More recently, David Kane at the New Institute for Economic Thinking has shown that banks have managed to avoid most attempts to regulate them since the global crash as “the instruments assigned to this task are too weak to work for long. With the connivance of regulators, US megabanks are already re-establishing their ability to use dividends and stock buybacks to rebuild their leverage back to dangerous levels.”

Kane notes that “top regulators seem to believe that an important part of their job is to convince taxpayers that the next crash can be contained within the financial sector and won’t be allowed to hurt ordinary citizens in the ways that previous crises have.”  But “these rosy claims are bullsh*t.”  Kane wants criminal bankers locked up, not the banks just fined.
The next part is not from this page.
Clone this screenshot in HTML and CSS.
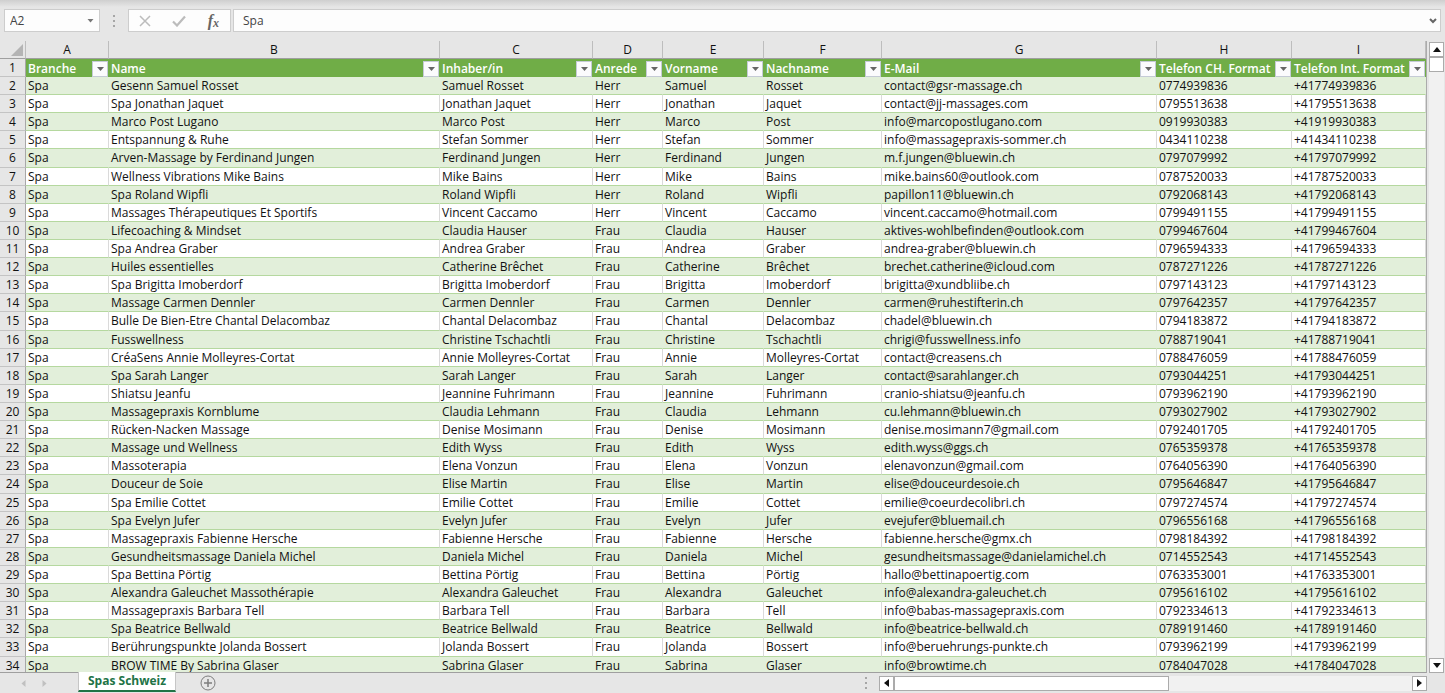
FILE: index.html
```
<!DOCTYPE html>
<html lang="de">
<head>
<meta charset="utf-8">
<title>Spas Schweiz</title>
<link rel="stylesheet" href="styles.css">
</head>
<body>
<header class="formula-bar">
  <div class="name-box">
    <input class="name-input" aria-label="Namenfeld" value="A2">
    <button class="plain" aria-label="Namen anzeigen"><svg width="7" height="4" viewBox="0 0 7 4"><path d="M0.5 0h6L3.500 3.500z" fill="#777"/></svg></button>
  </div>
  <svg class="grip" width="4" height="12" viewBox="0 0 4 12"><path d="M1 0h2v2H1zM1 5h2v2H1zM1 10h2v2H1z" fill="#a6a6a6"/></svg>
  <div class="tools">
    <button class="plain" aria-label="Abbrechen"><svg width="12" height="12" viewBox="0 0 12 12"><path d="M1 1l10 10M11 1L1 11" stroke="#bcbcbc" stroke-width="1.500" fill="none"/></svg></button>
    <button class="plain" aria-label="Eingeben"><svg width="14" height="12" viewBox="0 0 14 12"><path d="M1 6.500l4 4L13 1.500" stroke="#bcbcbc" stroke-width="2.200" fill="none"/></svg></button>
    <button class="plain fx" aria-label="Funktion einfügen"><i>f</i><i class="fx-x">x</i></button>
  </div>
  <div class="formula">
    <input class="formula-input" aria-label="Bearbeitungsleiste" value="Spa">
    <button class="plain" aria-label="Bearbeitungsleiste erweitern"><svg width="8" height="6" viewBox="0 0 8 6"><path d="M1 1l3 3 3-3" stroke="#666" stroke-width="2" fill="none"/></svg></button>
  </div>
</header>
<main class="workspace">
  <div class="sheet">
    <table class="grid">
      <colgroup>
        <col class="c-num"><col class="c-a"><col class="c-b"><col class="c-c"><col class="c-d"><col class="c-e"><col class="c-f"><col class="c-g"><col class="c-h"><col class="c-i">
      </colgroup>
      <thead>
        <tr class="letters"><th class="corner"><svg width="12" height="12" viewBox="0 0 12 12"><path d="M12 0v12H0z" fill="#b4b4b4"/></svg></th><th>A</th><th>B</th><th>C</th><th>D</th><th>E</th><th>F</th><th>G</th><th>H</th><th>I</th></tr>
        <tr class="titles" id="titles"><th class="num">1</th></tr>
      </thead>
      <tbody id="rows"></tbody>
    </table>
  </div>
  <div class="vscroll">
    <button class="step" aria-label="Nach oben"><svg width="8" height="5" viewBox="0 0 8 5"><path d="M4 0l4 5H0z" fill="#111"/></svg></button>
    <div class="vthumb"></div>
    <div class="vtrack"></div>
    <button class="step" aria-label="Nach unten"><svg width="8" height="5" viewBox="0 0 8 5"><path d="M0 0h8L4 5z" fill="#111"/></svg></button>
  </div>
</main>
<footer class="tabs">
  <div class="tab-area">
    <div class="tab-nav">
      <button class="plain" aria-label="Vorheriges Blatt"><svg width="5" height="7" viewBox="0 0 5 7"><path d="M4.500 0v7L0.500 3.500z" fill="#c0c0c0"/></svg></button>
      <button class="plain" aria-label="Nächstes Blatt"><svg width="5" height="7" viewBox="0 0 5 7"><path d="M0.500 0v7l4-3.500z" fill="#c0c0c0"/></svg></button>
    </div>
    <button class="tab">Spas Schweiz</button>
    <button class="plain" aria-label="Neues Blatt"><svg width="16" height="16" viewBox="0 0 16 16"><circle cx="8" cy="8" r="7" fill="none" stroke="#7d7d7d"/><path d="M8 4v8M4 8h8" stroke="#7d7d7d" stroke-width="1.500"/></svg></button>
  </div>
  <div class="scroll-area">
    <svg class="grip" width="4" height="12" viewBox="0 0 4 12"><path d="M1 0h2v2H1zM1 5h2v2H1zM1 10h2v2H1z" fill="#a6a6a6"/></svg>
    <div class="hscroll">
      <button class="step" aria-label="Nach links"><svg width="5" height="8" viewBox="0 0 5 8"><path d="M5 0v8L0 4z" fill="#111"/></svg></button>
      <div class="hthumb"></div>
      <div class="htrack"></div>
      <button class="step" aria-label="Nach rechts"><svg width="5" height="8" viewBox="0 0 5 8"><path d="M0 0v8l5-4z" fill="#111"/></svg></button>
    </div>
  </div>
</footer>
<script src="sheet.js"></script>
</body>
</html>
```
FILE: styles.css
```
* { box-sizing: border-box; }
body {
  margin: 0;
  height: 100vh;
  display: flex;
  flex-direction: column;
  background: #e6e6e6;
  font: 12px/16px "Open Sans", sans-serif;
  font-variant-ligatures: none;
  color: #111;
  overflow: hidden;
}
button, input { font: inherit; color: inherit; }
.plain {
  display: flex;
  align-items: center;
  justify-content: center;
  border: 0;
  padding: 0;
  background: none;
}
svg { display: block; flex: none; }

.formula-bar {
  display: flex;
  align-items: center;
  flex: none;
  height: 41px;
  padding: 0 4px;
  background: linear-gradient(#cfcfcf, #e6e6e6 7px);
}
.name-box, .tools, .formula {
  display: flex;
  align-items: center;
  height: 23px;
  border: 1px solid #cdcdcd;
  background: #fdfdfd;
  color: #444;
}
.name-box { width: 96px; padding-right: 5px; }
.name-input, .formula-input {
  flex: 1;
  min-width: 0;
  border: 0;
  padding: 0 5px;
  background: none;
  outline: 0;
}
.formula-bar .grip { margin: 0 12px; }
.tools { width: 103px; justify-content: space-between; padding: 0 11px 0 10px; }
.fx { font: 700 16px/16px "Liberation Serif", serif; color: #666; }
.fx-x { font-size: 12px; padding-top: 4px; }
.formula { flex: 1; margin-left: 2px; padding-right: 3px; }
.formula-input { padding: 0 9px; }

.workspace { flex: 1; min-height: 0; display: flex; }
.sheet {
  flex: 1;
  min-width: 0;
  overflow: hidden;
  border-right: 1px solid #ababab;
  border-bottom: 1px solid #9f9f9f;
}
.grid {
  width: 100%;
  height: calc(100% + 3px);
  table-layout: fixed;
  border-collapse: separate;
  border-spacing: 0;
}
.c-num { width: 26px; }
.c-a { width: 83px; }
.c-b { width: auto; }
.c-c { width: 153px; }
.c-d { width: 70px; }
.c-e { width: 101px; }
.c-f { width: 118px; }
.c-g { width: 275px; }
.c-h { width: 135px; }
.c-i { width: 134px; }
.grid th, .grid td {
  padding: 1px 2px 0;
  line-height: 16px;
  text-align: left;
  white-space: nowrap;
  overflow: hidden;
}
.grid .letters th {
  height: 18px;
  padding: 1px 0 0;
  font-weight: 400;
  text-align: center;
  border-right: 1px solid #bdbdbd;
  border-bottom: 1px solid #9f9f9f;
}
.grid .letters .corner { padding-left: 11px; }
.grid .num {
  padding: 1px 0 0;
  font-weight: 400;
  text-align: center;
  background: #e6e6e6;
  color: #111;
  border-right: 1px solid #a8a8a8;
  border-bottom: 1px solid #c4c4c4;
}
.grid .titles th { height: 18px; }
.titles th { background: #70ad47; color: #fff; font-weight: 600; }
.title { display: flex; align-items: center; justify-content: space-between; height: 17px; }
.filter {
  display: flex;
  align-items: center;
  justify-content: center;
  flex: none;
  width: 16px;
  height: 16px;
  margin-right: -1px;
  padding: 0;
  border: 1px solid #c5cbd6;
  background: #fbfbfd;
}
.grid td { background: #fff; border-right: 1px solid #dadada; border-bottom: 1px solid #b5d89f; }
.grid tr:nth-child(odd) td { background: #e2efda; border-right-color: #e2efda; }

.vscroll { display: flex; flex-direction: column; flex: none; width: 18px; padding: 1px 1px 0 2px; }
.step {
  display: flex;
  align-items: center;
  justify-content: center;
  flex: none;
  width: 15px;
  height: 15px;
  padding: 0;
  border: 1px solid #ababab;
  background: #fff;
}
.vthumb { width: 15px; height: 15px; border: 1px solid #ababab; background: #fff; }
.vtrack { flex: 1; width: 15px; background: #f1f1f1; }

.tabs { display: flex; flex: none; height: 20px; padding-right: 18px; }
.tab-area { flex: 1; display: flex; align-items: flex-start; }
.tab-nav { display: flex; align-items: center; gap: 16px; height: 20px; width: 78px; padding-left: 21px; }
.tab {
  height: 20px;
  margin: -1px 24px 0 0;
  padding: 0 9px;
  border: 1px solid #c6c6c6;
  border-top: 0;
  border-bottom: 2px solid #217346;
  background: #fff;
  color: #217346;
  font-weight: 700;
  line-height: 16px;
}
.tab-area > .plain { margin-top: 2px; }
.scroll-area { display: flex; align-items: center; gap: 11px; width: 563px; }
.hscroll { flex: 1; display: flex; }
.hthumb { width: 275px; height: 15px; border: 1px solid #ababab; background: #fff; }
.htrack { flex: 1; background: #f1f1f1; }
```
FILE: sheet.js
```
const titles = ["Branche", "Name", "Inhaber/in", "Anrede", "Vorname", "Nachname", "E-Mail", "Telefon CH. Format", "Telefon Int. Format"];

// Name | Anrede | Vorname | Nachname | E-Mail | Telefon
const data = `Gesenn Samuel Rosset|Herr|Samuel|Rosset|contact@gsr-massage.ch|0774939836
Spa Jonathan Jaquet|Herr|Jonathan|Jaquet|contact@jj-massages.com|0795513638
Marco Post Lugano|Herr|Marco|Post|info@marcopostlugano.com|0919930383
Entspannung & Ruhe|Herr|Stefan|Sommer|info@massagepraxis-sommer.ch|0434110238
Arven-Massage by Ferdinand Jungen|Herr|Ferdinand|Jungen|m.f.jungen@bluewin.ch|0797079992
Wellness Vibrations Mike Bains|Herr|Mike|Bains|mike.bains60@outlook.com|0787520033
Spa Roland Wipfli|Herr|Roland|Wipfli|papillon11@bluewin.ch|0792068143
Massages Thérapeutiques Et Sportifs|Herr|Vincent|Caccamo|vincent.caccamo@hotmail.com|0799491155
Lifecoaching & Mindset|Frau|Claudia|Hauser|aktives-wohlbefinden@outlook.com|0799467604
Spa Andrea Graber|Frau|Andrea|Graber|andrea-graber@bluewin.ch|0796594333
Huiles essentielles|Frau|Catherine|Brêchet|brechet.catherine@icloud.com|0787271226
Spa Brigitta Imoberdorf|Frau|Brigitta|Imoberdorf|brigitta@xundbliibe.ch|0797143123
Massage Carmen Dennler|Frau|Carmen|Dennler|carmen@ruhestifterin.ch|0797642357
Bulle De Bien-Etre Chantal Delacombaz|Frau|Chantal|Delacombaz|chadel@bluewin.ch|0794183872
Fusswellness|Frau|Christine|Tschachtli|chrigi@fusswellness.info|0788719041
CréaSens Annie Molleyres-Cortat|Frau|Annie|Molleyres-Cortat|contact@creasens.ch|0788476059
Spa Sarah Langer|Frau|Sarah|Langer|contact@sarahlanger.ch|0793044251
Shiatsu Jeanfu|Frau|Jeannine|Fuhrimann|cranio-shiatsu@jeanfu.ch|0793962190
Massagepraxis Kornblume|Frau|Claudia|Lehmann|cu.lehmann@bluewin.ch|0793027902
Rücken-Nacken Massage|Frau|Denise|Mosimann|denise.mosimann7@gmail.com|0792401705
Massage und Wellness|Frau|Edith|Wyss|edith.wyss@ggs.ch|0765359378
Massoterapia|Frau|Elena|Vonzun|elenavonzun@gmail.com|0764056390
Douceur de Soie|Frau|Elise|Martin|elise@douceurdesoie.ch|0795646847
Spa Emilie Cottet|Frau|Emilie|Cottet|emilie@coeurdecolibri.ch|0797274574
Spa Evelyn Jufer|Frau|Evelyn|Jufer|evejufer@bluemail.ch|0796556168
Massagepraxis Fabienne Hersche|Frau|Fabienne|Hersche|fabienne.hersche@gmx.ch|0798184392
Gesundheitsmassage Daniela Michel|Frau|Daniela|Michel|gesundheitsmassage@danielamichel.ch|0714552543
Spa Bettina Pörtig|Frau|Bettina|Pörtig|hallo@bettinapoertig.com|0763353001
Alexandra Galeuchet Massothérapie|Frau|Alexandra|Galeuchet|info@alexandra-galeuchet.ch|0795616102
Massagepraxis Barbara Tell|Frau|Barbara|Tell|info@babas-massagepraxis.com|0792334613
Spa Beatrice Bellwald|Frau|Beatrice|Bellwald|info@beatrice-bellwald.ch|0789191460
Berührungspunkte Jolanda Bossert|Frau|Jolanda|Bossert|info@beruehrungs-punkte.ch|0793962199
BROW TIME By Sabrina Glaser|Frau|Sabrina|Glaser|info@browtime.ch|0784047028`;

const titleRow = document.getElementById("titles");
for (const title of titles) {
  const th = document.createElement("th");
  th.innerHTML = `<div class="title"><span>${title}</span><button class="filter" aria-label="${title} filtern"><svg width="7" height="4" viewBox="0 0 7 4"><path d="M0 0h7L3.500 4z" fill="#666"/></svg></button></div>`;
  titleRow.append(th);
}

const body = document.getElementById("rows");
data.split("\n").forEach((line, i) => {
  const [name, salutation, first, last, mail, phone] = line.split("|");
  const row = body.insertRow();
  const num = document.createElement("th");
  num.className = "num";
  num.textContent = i + 2;
  row.append(num);
  for (const value of ["Spa", name, `${first} ${last}`, salutation, first, last, mail, phone, "+41" + phone.slice(1)]) {
    row.insertCell().textContent = value;
  }
});
```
Regulatory reform since the global financial meltdown has not brought under control the criminal and reckless unproductive activities of modern banking.  Even the IMF quietly admits this in its latest GFS report: “As the financial system continues to evolve and new threats to financial stability emerge, regulators and supervisors should remain attentive to risks… no regulatory framework can reduce the probability of a crisis to zero, so regulators need to remain humble. Recent developments documented in the chapter show that risks can migrate to new areas, and regulators and supervisors must remain vigilant to this evolution.”

Indeed!  As Gabriel Zucman  and Thomas Wright have shown in a meticulous and in-depth analysis of the size and extent of tax havens and tax avoidance, far from them being reduced or controlled, on the contrary, such schemes are an increasing part of US corporate profits, organised and transacted by the banks.

About half of all the foreign profits of US multinationals are booked in tax havens with Ireland topping the charts as the favourite (Irish tax rate just 5.7%). And the benefits for the increase in profits have gone to shareholders, the Zucman and Wright showed. “Ireland solidifies its position as the #1 tax haven,” Zucman said on Twitter. “US firms book more profits in Ireland than in China, Japan, Germany, France & Mexico combined.”  

Zucman and Wright also show that the rate of return (or profit) on US multi-national investments abroad has not risen, indeed the rate has slipped.  But thanks to favourable tax regimes (including the latest Trump measures) and the availability of tax havens like Ireland, after-tax profitability has jumped.

So those who think that ‘regulating’ the banks and tax evasion using ‘regulators’ will work are expecting pigs to rev up their jet engines for flight.

I have posted before on Stiglitz’s views as expressed in his book, http://www.amazon.com/Rewriting-Rules-American-Economy-Prosperity/dp/0393254054“We can’t leave to market forces to solve the problems by themselves”, concluded Stiglitz, so we must rewrite the rules of the game.  But he admitted that his rule changes were unlikely to see the light of day. Changing the rules or regulation of the banks won’t work; we need ownership and control.

5 thoughts on “Regulation does not work

  1. Government, state or public ownership of the banks in the absence of comprehensive social change may reduce but not solve the problem.
    State-owned corporations can be effectively taken over by premium-seeking managers and, of course, re-privatised.
    And as Labour will discover when it takes back rail franchises, it will be blamed for every delay and interruption of services (at present, you can blame the franchise holders).
    What should be nationalised and run on a non-profit basis is the payments infrastructure.
    At the risk of repeating myself, imposing a rule on all UK incorporated businesses to hold at least half their balance sheets in tangible assets will sharply reduce the incentive to invest in and create intangible assets which can be moved easily to attractive jurisdictions, of which there are hundreds.

  2. “Zucman and Wright also show that the rate of return (or profit) on US multi-national investments abroad has not risen, indeed the rate has slipped. But thanks to favourable tax regimes (including the latest Trump measures) and the availability of tax havens like Ireland, after-tax profitability has jumped.”

    Does it mean that we can now at least formulate the hypothesis that real existing capitalism has crossed the barrier — save for a new extraordinary fact, of course — where its average profit rate has fallen to such a level real existing tax rates make it negative (i.e. a loss)? Or is it capital simply searching for greater profit rates?

  3. Thanks for your putting Danske Bank on the agenda. One little correction: the tax scandal with inventive people getting paid back taxes on dividends on shares they did not own is not of new date. It dates from 2015. Does not make it any better of course. Of the 12 billion kroners ‘refunded’, the trajectory of about two thirds has been uncovered and the culprit identified. Sanjay Shah is hiding in Dubai though and is not being extradited. One reason being that Denmark has no extradition agreement with Dubai.

  4. There’s a big flaw in Shaxon’s claim that “Long ago, our oversized financial sector began turning away from supporting the creation of wealth…”. It’s that a bank will lend to absolutely any credit-worthy looking potential borrower that comes thru its door: makes no difference whether it’s a “wealth creator”, a brothel proprietor, or a bog standard mortgagor. If one bank turns down an obviously viable “wealth creator”, e.g. an SME, it knows that another bank will make money by lending to the “wealth creator”.